累積赤字17億に陥った相澤病院が奇跡の回復
日本の病院を束ねる、日本病院会の会長も務める相澤孝夫理事長、普段は全国を飛び回っており、長野県松本に戻ってくるのはほとんど週末のみである。理事長室には、還暦を迎えた際に決めた人生訓が貼られている。そこには、
- 失敗を恐れず失敗に懲りず、理想を求めて常に前向きでいること
- 成功に浮かれず、常に学び取ろうとする謙虚さと燃え滾る情熱を失わないこと
- 生と人生の素晴らしさと不思議さを感じ取れる感受性を持ち続け、感動を人と共有する心の豊かさを大切にすること
と書いてある。
相澤病院は相澤孝夫理事長の祖父が1908年に開院した小さな診療所だった。大きくなったのは父親の代からで、長野県松本市を代表する総合病院となった。しかし、1981年に父親が急逝し、信州大学の研修医だった、相澤孝夫理事長が呼び戻され、副院長に就任した。

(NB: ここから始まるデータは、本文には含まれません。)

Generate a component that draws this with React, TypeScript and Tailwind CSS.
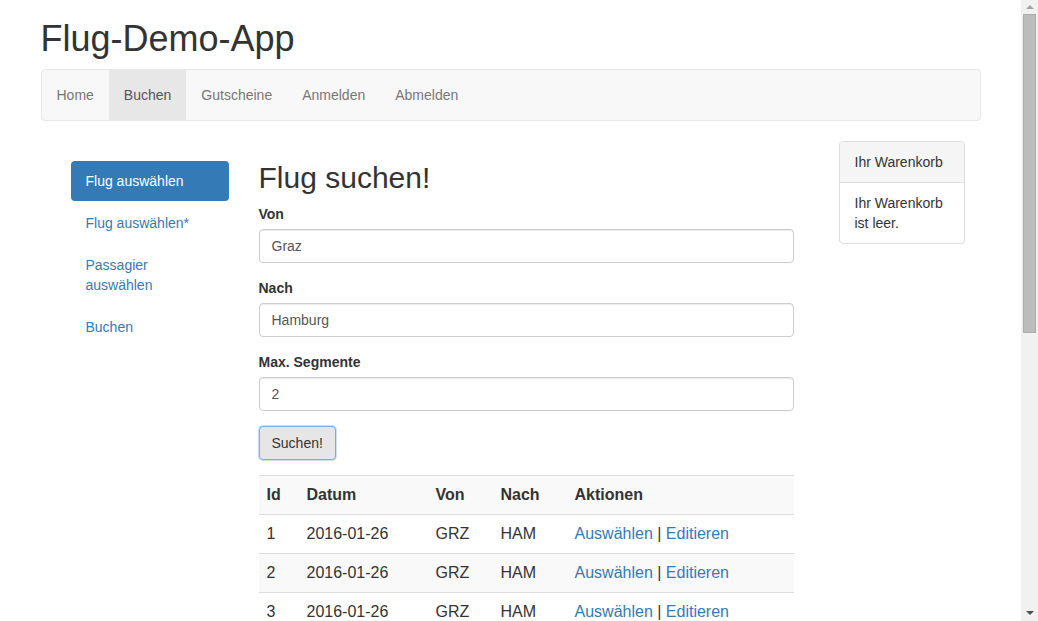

そこで目の当たりにしたのは、今の相澤病院と違った現場の医療状況だった。医師同士の連携は取れておらず検査機器の前で患者同士が行列を作るような自体も多くあった。
さらに、医師たちの過重労働が深刻化しており、病棟の閉鎖や創業以来はじめての赤字転落に陥り、その後累計17億円の赤字となったのである。
1994年に理事長に就任すると、地域からの信頼を取り戻すために大きな決断を図ったのである。
それが、救急医療への特化である。
救急医療は、医師だけの努力では決して成り立たない、関係者たちが団結して行わないと成り立たない医療である。

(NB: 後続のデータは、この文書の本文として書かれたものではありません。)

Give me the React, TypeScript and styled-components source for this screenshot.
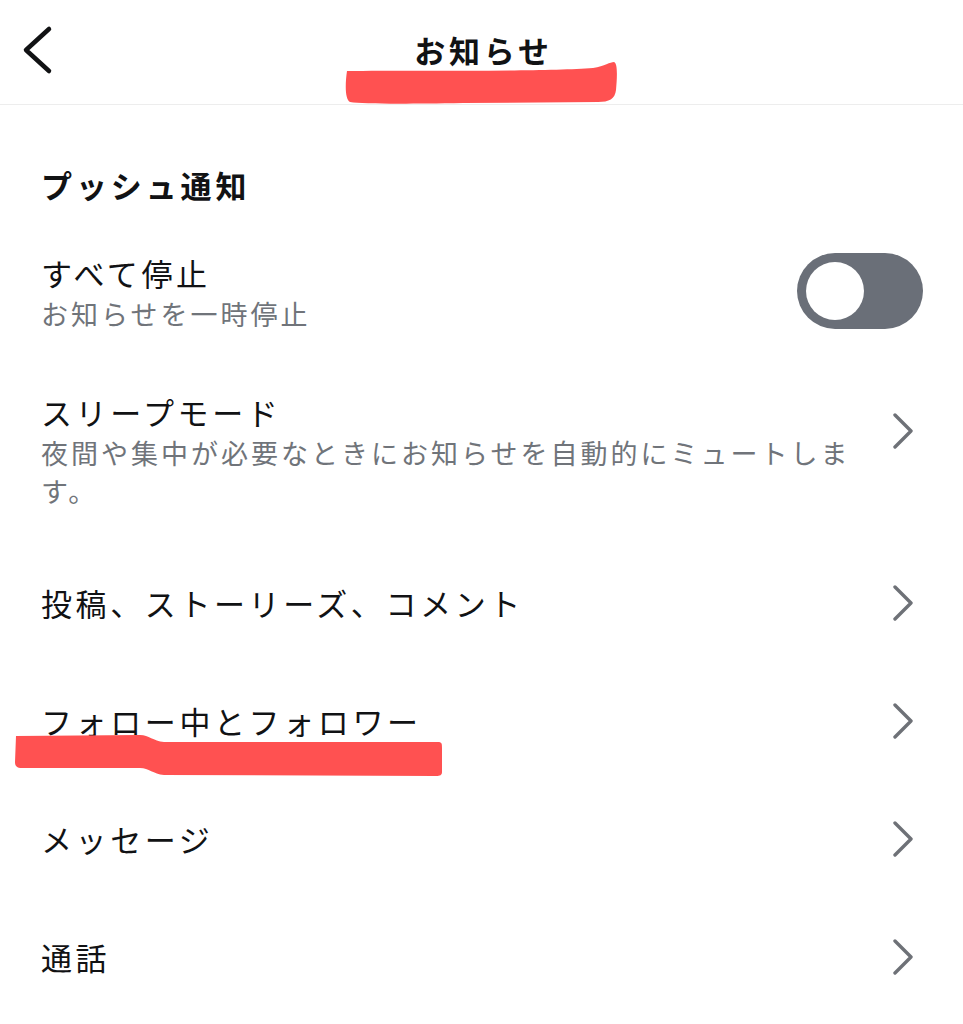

したがって、救急医療に特化することによって、関係者の意識改革を行うとともに、地域住民の信頼を取り戻そうとしたのである。そして2001年に救命救急センターを設立した。
救命救急センターは、患者がどのくらいやってくるかは予想ができず、なおかつ常に医師が待機していなければならないという難しい分野であり、一般的には運営が難しいとされている。
そこで、相澤孝夫理事長が考えたのが、地域の開業医とのネットワークである。開業医は通常、つながりのある救命救急センターを自ら探し、そこに送り込むものだが、相澤病院が24時間365日受け入れるということを条件に各開業医に患者を送り込んでくれるように伝え、ネットワークを構築したのである。
少子高齢化社会の次なる一手
少子高齢化が進む中で、どうしてもこれまでの病院運営では経営を成り立たせていくのは難しくなる。そのことを理解している相澤孝夫理事長は、すでに次の一手の取り組みを始めていた。
それが相澤東病院である。狙いは、救命救急センターと自宅の橋渡しとしての役割である。日本初の在宅復帰の支援病院である。
この病院では、家に帰ったときに不自由なく過ごせるように、病院内で料理のリハビリを行うなどのサービスを提供している。
さらに、在宅医療のサービスも行っている。相澤病院では、在宅医療専門スタッフを170人も抱えている。この数は日本でも屈指の数である。退院後の患者さんに対しても実際に自宅にいき、状況を確認しているのである。